Table 2 describes exactly how variation in the output is attributable to the features used in the ANOVA model. The key characteristics to observe in this table are the “% of total variation”, and the “p Value”. The % of total variation defines the percentage of variability in an output that can be attributed to the feature listed in the first column. The higher the value, the greater the effect that feature has on the output. Any unexplained variation in the output is represented under the “Residuals” feature. The “p Value” represents the probability that variance reduction at least as extreme as the one observed can be explained by data generated by the null hypothesis, meaning the result is statistically significant enough to warrant that the impact of one feature on the output is not due to random noise. The lower the p Value, the greater the likelihood of a statistically significant result.
Table 3 highlights the number of samples used for each feature, the mean value for each feature, and the linear regression coefficient for each feature.
In both tables, the p Summary column represents a special notation based on the p value (the column on its left).
p<= 0.0001: ****
0.0001<p<=0.001: ***
0.001<p<=0.01: **
0.01<p<=0.05: *
There would not be anything in display if p is above 0.05.
Treating Replicates
By default, we use the average of experiment replicates. For example, if Experiment 1 has 3 replicates for tensile: 10, 12 and 14, the model will take the average of the three replicates, which would be 12 and treat them as a single recording/data point. However, if you prefer to treat them as separate data points (this might increase the number of data points and result in a smaller p value), you can uncheck the “Use Average of Experiment Replicates” box which is right below the “Select Output” box.
Export your results
Once you are complete with your analysis, you can always export the table of coefficients and associated predictions for each data point that was included in the analysis via clicking the “Export to XLSX” button which is on the right side of the screen.
ANOVA related FAQs
Why are there three different tables? What is each table useful for?
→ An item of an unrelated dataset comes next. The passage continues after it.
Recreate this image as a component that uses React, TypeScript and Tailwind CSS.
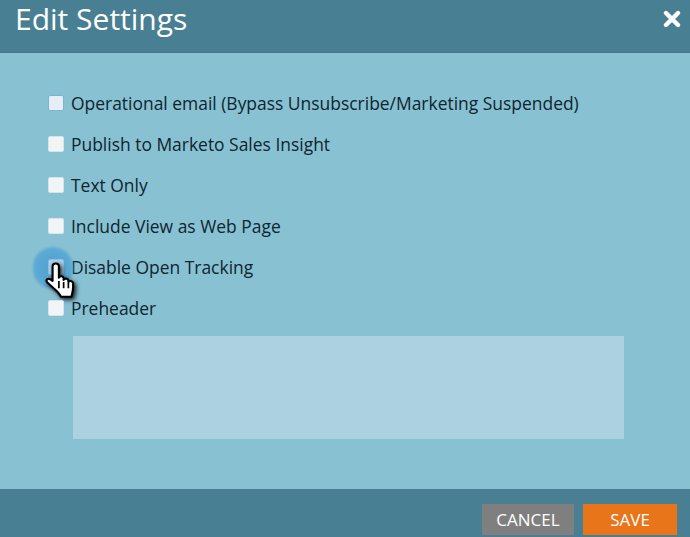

- The first table is of Summary Statistics about the overall model and variables you have incorporated into it. The Root Mean Square Error is an overall indicator of how accurate the predictions of the model are in general, and the r^2 or Coefficient of Determination is an overall indicator of how much of the spread, or variance, of the data is captured by the model.
- The second table is the ANOVA (Analysis of Variance) table, and includes results for tests of statistical significance. This table helps to determine whether specific individual variables are significant and should be included in the overall model and analysis.
- The third table displays the Coefficients of the model. These coefficients are multiplied with the independent variable terms as part of the overall multilinear model, as displayed in the equation at the top of the ANOVA tools view.
Why are there two different p-values in two different tables?
- P-values are part of a procedure known as hypothesis testing. For both p-values, a lower value indicates greater significance. A common threshold for p-values in scientific usage is 0.05 and lower for statistical significance.
- In the ANOVA table, the p-value tests the significance of a particular variable, and whether it contributes to explain the variance in the overall model. This first p-value helps to choose whether it is worthwhile including a particular variable in the model or not.
- In the Coefficients table, the p-value is from a t-test of whether the particular variable has an effect on the output value. This can be helpful in assessing the reliability of the magnitude of the coefficient of the particular variable.
How do I decide whether to include or exclude an input/independent variable?
- Include variables that, in your scientific understanding, would affect the final measurable outcome, and that vary through the experiments. One simple way to check whether the variables are significant is to see if the p-value of the ANOVA table for that particular variable is small enough.
Why can’t I just add all available variables as predictors to build a large model?
- Technically speaking, you can include all available variables as predictors.
- Most often, we want to only include as many variables as are needed to adequately explain the dependent variable. Including too many independent variables can cause over-fitting, where the model loses predictability for unseen, future data points.
How do I decide whether my overall model is good?
- Three simple indicators: Root Mean Square Error, r^2, and the Sum of Squares of the Residuals. The first two are included in table 1 and the last one is included in table 2.
- The Root Mean Square Error should be small.
- The r^2 should be high, ideally close to 1.
- The Sum of Squares of the Residuals should be small.